Un tío mío, tal vez para ayudarme al hacerme escribir sobre cualquier tema, y que mi escrito fuera pagado, y en ese sentido alentarme, y también para acercarme a la lechería que él dirigía con su hermano Vicente, y que era la obra de su padre, me pidió que escribiera un folleto sobre el yogur. 

Me dio una bibliografía bastante seria, con libros de Pasteur y otros autores. Los trescientos cincuenta negocios que había en Buenos Aires querían ser un modelo de higiene: el mostrador era de mármol blanco, las personas que atendían estaban vestidas con delantales blancos y se vendían todos los productos de La Martona, desde el vaso de leche a chocolates, y variedades de té que importaban: 

Fuimos con Borges al campo de Rincón Viejo, en Pardo, un campo que había estado arrendado durante años, porque mi padre, que era un hombre que conocía el campo mejor que nadie, no era un buen explotador de una empresa rural y mi madre estaba cansada de que se pusiera plata en eso y que no se ganara nada. 

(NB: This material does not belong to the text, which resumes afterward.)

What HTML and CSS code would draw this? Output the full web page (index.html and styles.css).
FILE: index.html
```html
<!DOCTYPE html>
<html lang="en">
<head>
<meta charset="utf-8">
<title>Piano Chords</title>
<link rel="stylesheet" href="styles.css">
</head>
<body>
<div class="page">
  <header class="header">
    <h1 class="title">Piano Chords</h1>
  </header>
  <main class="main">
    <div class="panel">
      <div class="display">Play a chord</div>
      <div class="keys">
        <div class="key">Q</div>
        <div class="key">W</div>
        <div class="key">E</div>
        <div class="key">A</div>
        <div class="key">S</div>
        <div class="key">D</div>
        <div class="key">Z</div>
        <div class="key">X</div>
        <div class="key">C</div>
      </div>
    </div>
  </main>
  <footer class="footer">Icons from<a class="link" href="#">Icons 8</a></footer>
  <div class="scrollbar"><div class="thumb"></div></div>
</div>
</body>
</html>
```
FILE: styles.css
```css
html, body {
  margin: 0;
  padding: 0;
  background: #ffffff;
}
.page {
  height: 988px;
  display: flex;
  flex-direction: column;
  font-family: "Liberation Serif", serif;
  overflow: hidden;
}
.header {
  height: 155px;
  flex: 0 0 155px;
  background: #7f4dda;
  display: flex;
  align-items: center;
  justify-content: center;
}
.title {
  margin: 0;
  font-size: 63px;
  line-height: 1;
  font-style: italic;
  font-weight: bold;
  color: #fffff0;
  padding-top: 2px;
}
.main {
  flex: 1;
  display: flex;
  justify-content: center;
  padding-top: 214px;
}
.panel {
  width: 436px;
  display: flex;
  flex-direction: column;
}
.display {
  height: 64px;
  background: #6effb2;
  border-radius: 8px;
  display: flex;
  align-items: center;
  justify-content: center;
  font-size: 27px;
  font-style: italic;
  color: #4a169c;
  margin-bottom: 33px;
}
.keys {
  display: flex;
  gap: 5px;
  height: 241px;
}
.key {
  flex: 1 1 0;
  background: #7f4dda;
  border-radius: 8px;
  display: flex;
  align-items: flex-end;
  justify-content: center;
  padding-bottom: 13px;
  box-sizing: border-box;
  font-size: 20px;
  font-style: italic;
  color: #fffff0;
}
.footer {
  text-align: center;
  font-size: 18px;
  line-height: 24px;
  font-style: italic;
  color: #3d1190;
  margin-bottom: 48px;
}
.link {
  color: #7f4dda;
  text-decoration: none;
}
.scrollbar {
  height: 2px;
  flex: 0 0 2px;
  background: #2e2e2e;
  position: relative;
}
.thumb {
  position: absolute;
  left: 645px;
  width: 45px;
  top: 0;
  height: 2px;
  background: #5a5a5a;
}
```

Yo, después de fracasar en Derecho y en Filosofía y Letras, para mostrar que no quería haraganear sino que no me gustaba lo que se enseñaba en esas facultades, quise ir a trabajar a ese campo que quería tanto, y, de algún modo, al ir a trabajar ahí concluí con el arrendamiento y el campo volvió a nuestras manos. Para mí era una especie de paraíso perdido, finalmente recuperado. 

Fui allá y trabajé bastante, y muchas veces lo invité a Borges. 

A él le costaba mucho dejar Buenos Aires pero un día se animó a ir. Además como íbamos con la intención de escribir ese folleto y a Borges le gustaba el trabajo, se sintió atraído. Lo escribimos en un estilo que ahora me resulta un poco pomposo, como si en aquel momento creyéramos que escribir bien era escribir pomposamente, y mientras lo escribíamos estabamos añorando escribir algo más divertido, que podían ser poemas o podían ser cuentos. 

Pasaron cuatro años y un día le dije por qué no escribimos esos cuentos que nos habían parecido posibles cuando estábamos escribiendo el folleto sobre el yogur. Borges me dijo que sí y empezamos a escribir los Seis problemas para don Isidro Parodi, que publicamos con el seudónimo de Bustos Domecq.